## start TASK INPUT

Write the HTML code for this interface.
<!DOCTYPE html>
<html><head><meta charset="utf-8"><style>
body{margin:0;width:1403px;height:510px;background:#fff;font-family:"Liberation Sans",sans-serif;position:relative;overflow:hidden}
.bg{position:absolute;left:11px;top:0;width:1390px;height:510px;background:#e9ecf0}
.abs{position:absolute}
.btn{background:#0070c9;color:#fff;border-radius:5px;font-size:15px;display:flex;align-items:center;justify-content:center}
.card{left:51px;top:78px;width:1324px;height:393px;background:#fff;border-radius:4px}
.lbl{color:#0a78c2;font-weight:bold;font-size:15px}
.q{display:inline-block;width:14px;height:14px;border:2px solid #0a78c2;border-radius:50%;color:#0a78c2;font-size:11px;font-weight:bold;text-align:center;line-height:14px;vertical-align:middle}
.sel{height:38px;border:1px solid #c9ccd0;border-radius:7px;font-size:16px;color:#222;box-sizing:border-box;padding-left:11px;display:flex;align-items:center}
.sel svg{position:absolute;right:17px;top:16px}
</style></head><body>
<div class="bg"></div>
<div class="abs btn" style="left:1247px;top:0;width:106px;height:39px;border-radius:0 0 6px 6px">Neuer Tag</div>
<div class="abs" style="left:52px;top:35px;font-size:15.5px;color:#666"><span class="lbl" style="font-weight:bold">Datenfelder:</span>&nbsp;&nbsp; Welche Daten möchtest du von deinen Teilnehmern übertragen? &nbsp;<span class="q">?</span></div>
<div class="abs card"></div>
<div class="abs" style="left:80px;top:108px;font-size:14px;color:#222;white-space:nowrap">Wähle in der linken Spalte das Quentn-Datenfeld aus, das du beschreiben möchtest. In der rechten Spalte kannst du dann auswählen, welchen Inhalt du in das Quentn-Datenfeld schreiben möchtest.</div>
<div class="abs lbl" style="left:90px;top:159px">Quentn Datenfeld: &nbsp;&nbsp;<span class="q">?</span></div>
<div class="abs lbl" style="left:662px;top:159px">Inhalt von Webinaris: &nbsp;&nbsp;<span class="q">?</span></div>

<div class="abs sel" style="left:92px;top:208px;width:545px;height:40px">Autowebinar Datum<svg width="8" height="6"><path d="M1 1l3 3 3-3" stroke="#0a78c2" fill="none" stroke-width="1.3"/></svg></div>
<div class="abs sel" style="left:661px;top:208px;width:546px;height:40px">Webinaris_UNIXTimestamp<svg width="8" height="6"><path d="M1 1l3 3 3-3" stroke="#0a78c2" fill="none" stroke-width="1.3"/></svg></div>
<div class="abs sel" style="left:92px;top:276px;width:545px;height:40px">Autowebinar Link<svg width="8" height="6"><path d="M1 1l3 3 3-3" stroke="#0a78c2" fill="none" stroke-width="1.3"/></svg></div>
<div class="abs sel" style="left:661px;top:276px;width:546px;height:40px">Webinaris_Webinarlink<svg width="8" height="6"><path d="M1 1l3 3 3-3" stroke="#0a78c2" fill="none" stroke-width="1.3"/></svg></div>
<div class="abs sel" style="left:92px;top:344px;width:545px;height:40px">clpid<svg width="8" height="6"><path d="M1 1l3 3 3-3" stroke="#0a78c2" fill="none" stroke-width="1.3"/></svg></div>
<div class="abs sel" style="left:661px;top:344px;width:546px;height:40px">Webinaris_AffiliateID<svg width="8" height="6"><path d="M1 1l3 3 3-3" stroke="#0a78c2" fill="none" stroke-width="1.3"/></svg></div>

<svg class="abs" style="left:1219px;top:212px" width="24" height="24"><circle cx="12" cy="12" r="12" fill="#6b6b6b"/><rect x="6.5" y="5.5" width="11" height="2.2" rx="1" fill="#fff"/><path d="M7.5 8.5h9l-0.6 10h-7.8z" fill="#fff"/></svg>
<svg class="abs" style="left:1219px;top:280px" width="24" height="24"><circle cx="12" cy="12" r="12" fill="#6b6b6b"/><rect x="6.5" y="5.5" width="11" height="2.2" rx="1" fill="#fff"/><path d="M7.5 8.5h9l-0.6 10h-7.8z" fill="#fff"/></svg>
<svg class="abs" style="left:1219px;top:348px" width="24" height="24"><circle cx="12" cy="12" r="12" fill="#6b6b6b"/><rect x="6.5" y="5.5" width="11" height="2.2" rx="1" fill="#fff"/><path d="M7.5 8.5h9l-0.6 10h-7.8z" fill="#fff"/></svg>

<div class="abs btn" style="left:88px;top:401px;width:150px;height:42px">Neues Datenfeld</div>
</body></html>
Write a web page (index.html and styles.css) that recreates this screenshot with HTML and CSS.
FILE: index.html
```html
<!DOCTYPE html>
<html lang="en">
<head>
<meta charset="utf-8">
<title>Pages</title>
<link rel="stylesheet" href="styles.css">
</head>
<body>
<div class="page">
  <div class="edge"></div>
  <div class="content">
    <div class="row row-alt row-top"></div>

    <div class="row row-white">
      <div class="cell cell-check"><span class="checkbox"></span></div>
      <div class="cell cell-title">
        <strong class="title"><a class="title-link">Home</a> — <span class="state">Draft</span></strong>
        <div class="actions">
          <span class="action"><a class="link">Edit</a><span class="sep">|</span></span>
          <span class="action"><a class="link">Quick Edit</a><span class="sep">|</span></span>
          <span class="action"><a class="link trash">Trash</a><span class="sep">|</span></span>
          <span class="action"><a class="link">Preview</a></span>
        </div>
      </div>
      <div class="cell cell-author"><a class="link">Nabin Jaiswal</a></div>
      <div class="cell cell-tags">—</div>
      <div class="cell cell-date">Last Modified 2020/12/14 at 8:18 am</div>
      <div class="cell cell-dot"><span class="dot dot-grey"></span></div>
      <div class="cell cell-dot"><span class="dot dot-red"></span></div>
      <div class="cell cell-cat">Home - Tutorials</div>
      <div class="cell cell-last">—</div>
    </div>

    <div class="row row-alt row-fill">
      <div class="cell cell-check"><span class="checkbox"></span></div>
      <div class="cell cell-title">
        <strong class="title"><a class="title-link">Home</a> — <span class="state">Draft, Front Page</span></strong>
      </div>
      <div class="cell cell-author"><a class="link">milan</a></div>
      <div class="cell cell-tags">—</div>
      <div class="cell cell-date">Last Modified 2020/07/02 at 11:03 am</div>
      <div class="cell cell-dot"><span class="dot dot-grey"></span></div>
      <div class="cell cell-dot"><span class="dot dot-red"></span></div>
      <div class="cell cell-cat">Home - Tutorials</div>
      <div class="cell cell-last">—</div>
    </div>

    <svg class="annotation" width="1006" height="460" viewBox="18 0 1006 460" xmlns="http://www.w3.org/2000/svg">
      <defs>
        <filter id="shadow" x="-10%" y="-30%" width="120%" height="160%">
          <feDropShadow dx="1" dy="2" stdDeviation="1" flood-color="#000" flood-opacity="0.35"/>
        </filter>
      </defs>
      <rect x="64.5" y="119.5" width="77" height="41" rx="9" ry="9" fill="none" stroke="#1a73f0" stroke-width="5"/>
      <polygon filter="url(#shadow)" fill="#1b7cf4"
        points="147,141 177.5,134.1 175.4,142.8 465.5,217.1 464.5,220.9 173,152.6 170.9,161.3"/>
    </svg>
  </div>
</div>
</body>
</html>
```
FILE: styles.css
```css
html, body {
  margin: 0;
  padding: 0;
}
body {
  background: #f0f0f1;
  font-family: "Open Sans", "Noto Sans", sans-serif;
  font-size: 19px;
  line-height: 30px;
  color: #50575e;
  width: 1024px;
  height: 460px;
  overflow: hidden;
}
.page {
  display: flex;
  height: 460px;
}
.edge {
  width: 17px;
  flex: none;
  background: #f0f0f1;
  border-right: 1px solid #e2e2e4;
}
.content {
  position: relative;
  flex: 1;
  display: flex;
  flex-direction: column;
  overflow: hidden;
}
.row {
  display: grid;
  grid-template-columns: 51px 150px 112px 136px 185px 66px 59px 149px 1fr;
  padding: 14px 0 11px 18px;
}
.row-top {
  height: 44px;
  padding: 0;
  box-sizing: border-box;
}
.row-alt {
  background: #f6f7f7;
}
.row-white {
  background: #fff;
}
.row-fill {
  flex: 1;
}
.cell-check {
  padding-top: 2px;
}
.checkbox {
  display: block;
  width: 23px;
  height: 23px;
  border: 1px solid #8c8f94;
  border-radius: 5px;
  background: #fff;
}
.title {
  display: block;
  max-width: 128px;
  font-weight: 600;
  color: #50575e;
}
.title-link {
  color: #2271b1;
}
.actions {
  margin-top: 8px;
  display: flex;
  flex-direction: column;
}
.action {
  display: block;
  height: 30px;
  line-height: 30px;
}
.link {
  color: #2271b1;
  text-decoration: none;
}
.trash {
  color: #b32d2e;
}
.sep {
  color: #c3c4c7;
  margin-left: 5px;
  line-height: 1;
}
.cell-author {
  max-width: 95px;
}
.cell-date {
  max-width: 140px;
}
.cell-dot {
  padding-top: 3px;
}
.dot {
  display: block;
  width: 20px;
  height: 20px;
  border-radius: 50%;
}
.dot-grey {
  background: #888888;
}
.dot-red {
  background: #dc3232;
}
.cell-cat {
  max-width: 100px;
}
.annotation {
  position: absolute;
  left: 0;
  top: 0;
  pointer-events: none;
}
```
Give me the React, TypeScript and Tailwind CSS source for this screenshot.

## end TASK INPUT

### [YOUR INSTRUCTIONS]
Collect the lines of the data that carry the word "Write".

### [SOLUTION TO THE PROBLEM]
Write the HTML code for this interface.
Write a web page (index.html and styles.css) that recreates this screenshot with HTML and CSS.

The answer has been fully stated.